My tooth was fractured. I know not how that came to pass, though I am reminded of how much I hate sleeping with Helena cuz she kicks me in the face.
Dental procedures have begun. The tooth nerve was extracted. I wanted to see what the dead nerve looked like, but then I forgot to ask, or I lost my nerve.
I am unnerved by the fact that the dentist at the emergency clinic and the dentist whom I usually see told me different, almost contradictory, things. I feel I have little choice but to trust my dentist even though that trust has been shaken. I feel that very worst of all possible feelings: not in control.
Owing to poor planning and shitty timing, I had to take Helena with me to the dental clinic. I'm extremely proud of the little monkey; she kept herself quietly entertained for a full hour.
Have I mentioned how much Helena enjoys the word "pen"? She says "pen" with such glee whenever she finds one, which in this house is very often. This week Helena has discovered that crayons are for more than chewing on; she has taken up scribbling with a vengeance.
Scribbling Woman posted links aplenty on pens. I think it's pretty neat that people feel so strongly about their pens, and their notebooks too. I used to take my pens very seriously — occupational hazard — but not so much anymore. Primarily because I no longer edit on hardcopy. I've loved many notebooks, too, saving them up for something "special." Now I buy notebooks at the dollar store and I use them all the time for taking notes: comments on anything that strikes me, whenever it strikes me.
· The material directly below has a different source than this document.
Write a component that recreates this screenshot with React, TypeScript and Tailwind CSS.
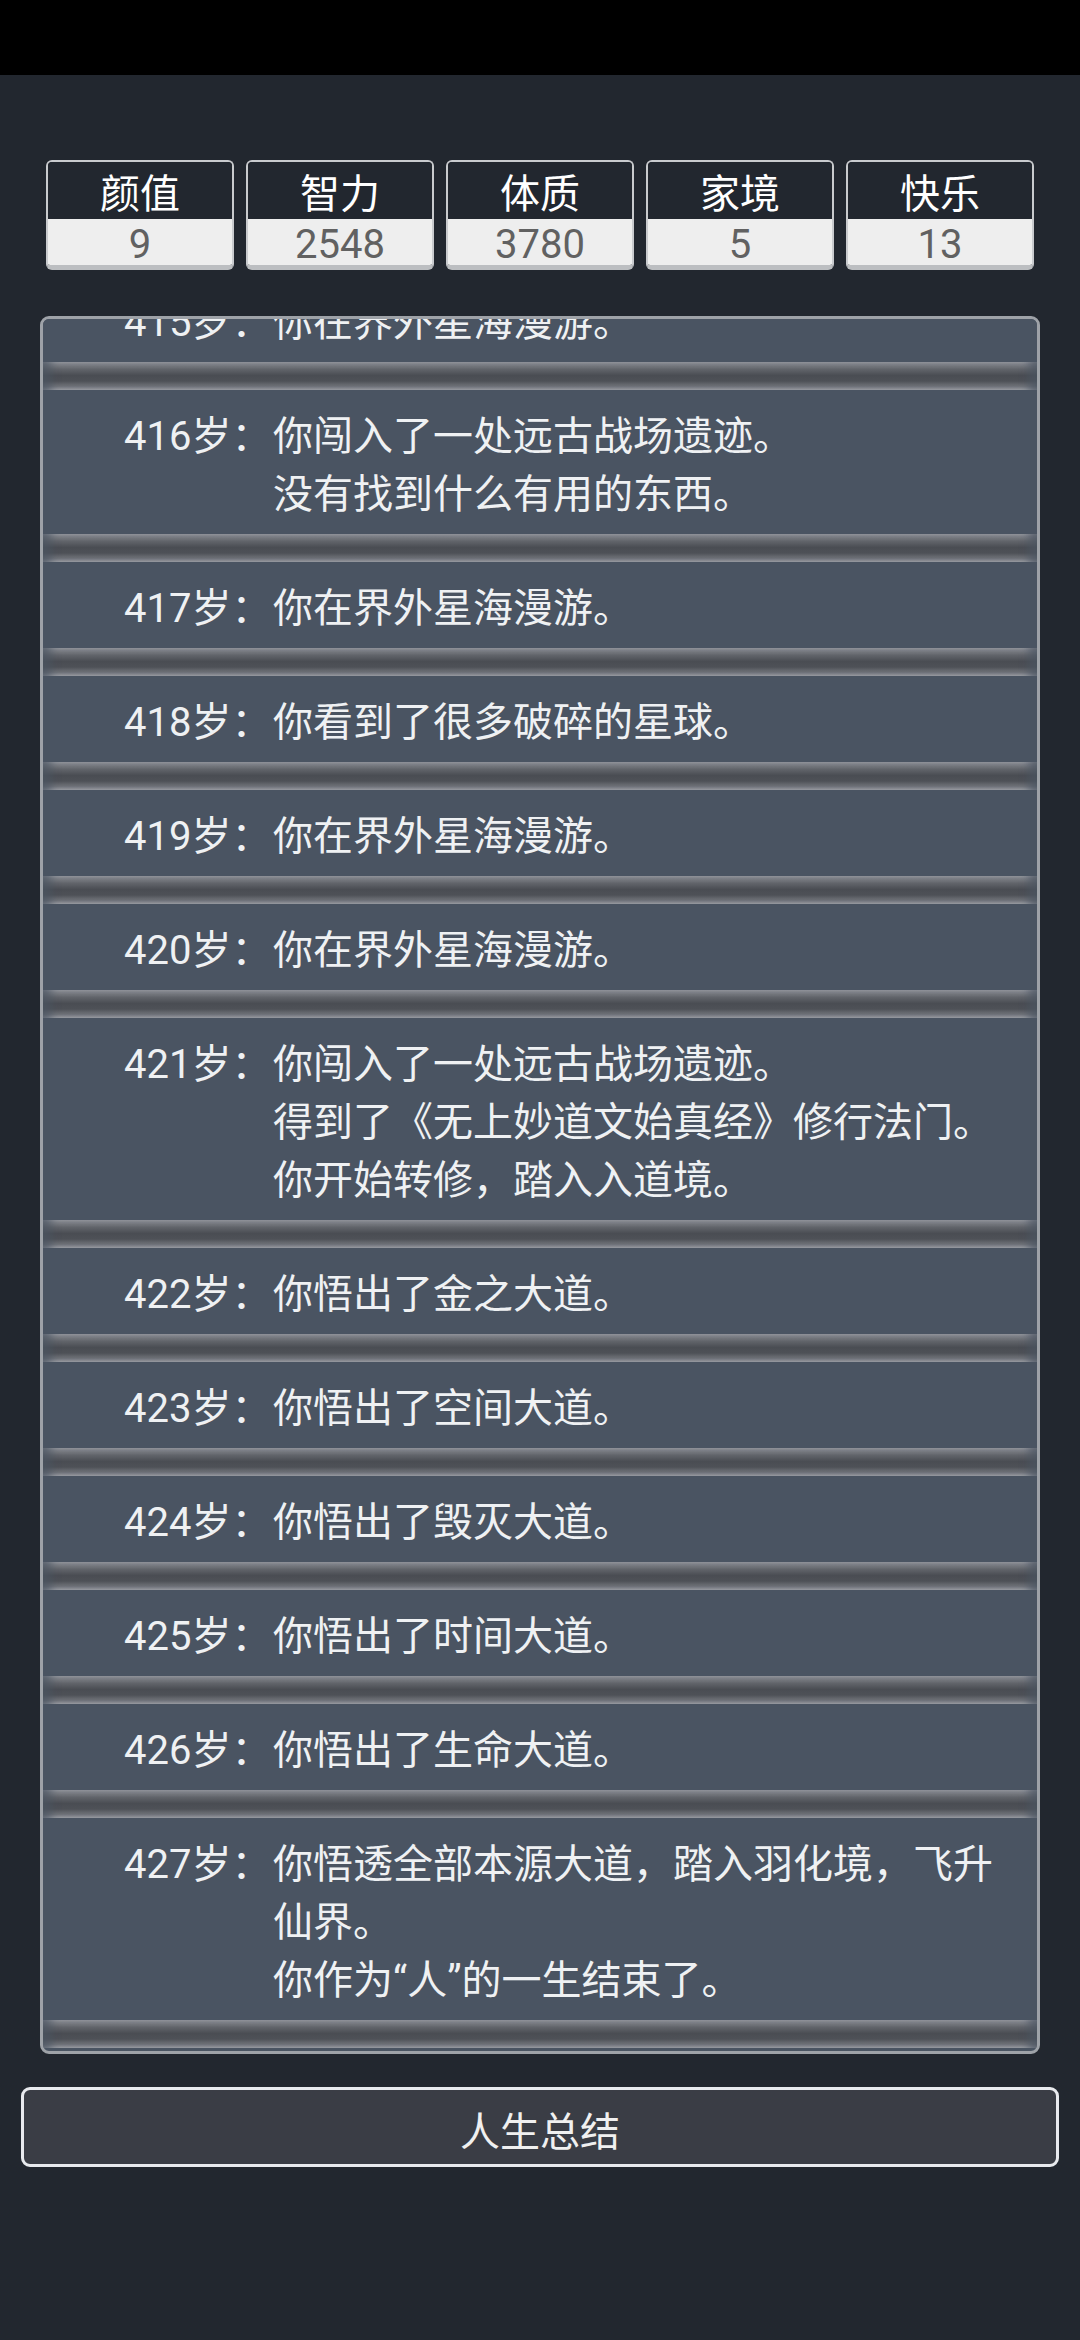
import React from "react";

const stats: [string, string][] = [
  ["颜值", "9"],
  ["智力", "2548"],
  ["体质", "3780"],
  ["家境", "5"],
  ["快乐", "13"],
];

const entries: [number, string[]][] = [
  [415, ["你在界外星海漫游。"]],
  [416, ["你闯入了一处远古战场遗迹。", "没有找到什么有用的东西。"]],
  [417, ["你在界外星海漫游。"]],
  [418, ["你看到了很多破碎的星球。"]],
  [419, ["你在界外星海漫游。"]],
  [420, ["你在界外星海漫游。"]],
  [421, ["你闯入了一处远古战场遗迹。", "得到了《无上妙道文始真经》修行法门。", "你开始转修，踏入入道境。"]],
  [422, ["你悟出了金之大道。"]],
  [423, ["你悟出了空间大道。"]],
  [424, ["你悟出了毁灭大道。"]],
  [425, ["你悟出了时间大道。"]],
  [426, ["你悟出了生命大道。"]],
  [427, ["你悟透全部本源大道，踏入羽化境，飞升仙界。", "你作为“人”的一生结束了。"]],
];

function Separator() {
  return (
    <div className="relative h-[28px] bg-[linear-gradient(to_bottom,#9a9da3_0%,#7f8288_9%,#62656b_25%,#4a4d53_48%,#4e5157_68%,#72757b_88%,#a2a5aa_100%)]">
      <div className="absolute inset-0 shadow-[inset_14px_0_10px_-6px_rgba(74,84,98,0.7),inset_-14px_0_10px_-6px_rgba(74,84,98,0.7)]" />
    </div>
  );
}

export default function App() {
  return (
    <div className="min-h-[2340px] w-[1080px] bg-[#22272f] font-['Roboto','Noto_Sans_CJK_SC',sans-serif] flex flex-col">
      <div className="h-[75px] bg-black shrink-0" />
      <div className="mt-[85px] px-[46px] flex gap-[12px]">
        {stats.map(([k, v]) => (
          <div
            key={k}
            className="flex-1 h-[110px] rounded-[6px] border-x-2 border-t-2 border-b-[5px] border-[#c9cbce] border-b-[#bcbec1] overflow-hidden flex flex-col"
          >
            <div className="h-[59px] pt-[8px] bg-[#22272f] text-[40px] leading-none text-white flex items-center justify-center">
              {k}
            </div>
            <div className="flex-1 pt-[6px] bg-[#eeeeee] text-[40px] leading-none text-[#616161] flex items-center justify-center">
              {v}
            </div>
          </div>
        ))}
      </div>
      <div className="mt-[46px] mx-[40px] h-[1738px] rounded-[9px] border-[3px] border-[#9ea2a8] bg-[#4a5462] overflow-hidden">
        <div className="-mt-[43px] flex flex-col">
          {entries.map(([age, lines]) => (
            <div key={age} className="flex flex-col">
              <div className="flex pt-[18px] pb-[10px] pl-[81px] bg-[#4a5462] text-[40px] leading-[58px] text-[#eff1f3]">
                <div className="w-[149px] shrink-0 whitespace-nowrap">{age}岁：</div>
                <div className="w-[745px] flex flex-col">
                  {lines.map((l, i) => (
                    <div key={i}>{l}</div>
                  ))}
                </div>
              </div>
              <Separator />
            </div>
          ))}
        </div>
      </div>
      <div className="mt-[33px] mx-[21px] h-[80px] pt-[12px] rounded-[9px] border-[3px] border-[#e8eaee] bg-[#3a3d45] text-[40px] leading-none text-[#f0f0f0] flex items-center justify-center">
        人生总结
      </div>
    </div>
  );
}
I even take notes on things I intend to get around to blogging about later. Once I've dealt with a particular set of notes, transferring comments to the appropriate forum or completing the to-do list or discounting a theory as silly and alcohol-induced, I tend to rip out the pages and destroy them.
Bookninja indicates a list of mathematical fiction, and we all know that math + fiction = freakin' good time. I question the inclusion of some works, but seeing as how I'm familiar with but a handful or two of these works, I'll hang on to this list as a springboard for future reading. One oversight obvious to me is t zero, by Italo Calvino.
In a second I'll know if the arrow's trajectory and the lion's will or will not coincide at a point X crossed by L and by A at the same second tx...
The short story "t zero" is about that second.
Coincidentally (have I mentioned that I believe in the interconnectedness of all things?), Bookninja also links to an essay on the experience of reading and rereading Italo Calvino's If on a Winter's Night a Traveller:
My conclusions, for what they are worth, are: some books are best loved when young; the older me has more time for Calvino the fabulist (Our Ancestors), Calvino the short-story writer (Adam, One Afternoon) or Calvino the essayist (Six Memos for the Next Millennium) than for Calvino the Escher; and that however breathtakingly inventive a book is, it is only breathtakingly inventive once. But once is better than never.
Often, once is more than enough.
Have I mentioned that I was once just outside the town of Malbork? ("Outside the Town of Malbork" is the title of one of the chapters the protagonist You reads under the mistaken impression that is the continuation of the book If on a Winter's Night a Traveller You is reading.)(Circumstances conspired to keep me from visiting the castle therein.)
Have I mentioned that my cat's name is Calvino?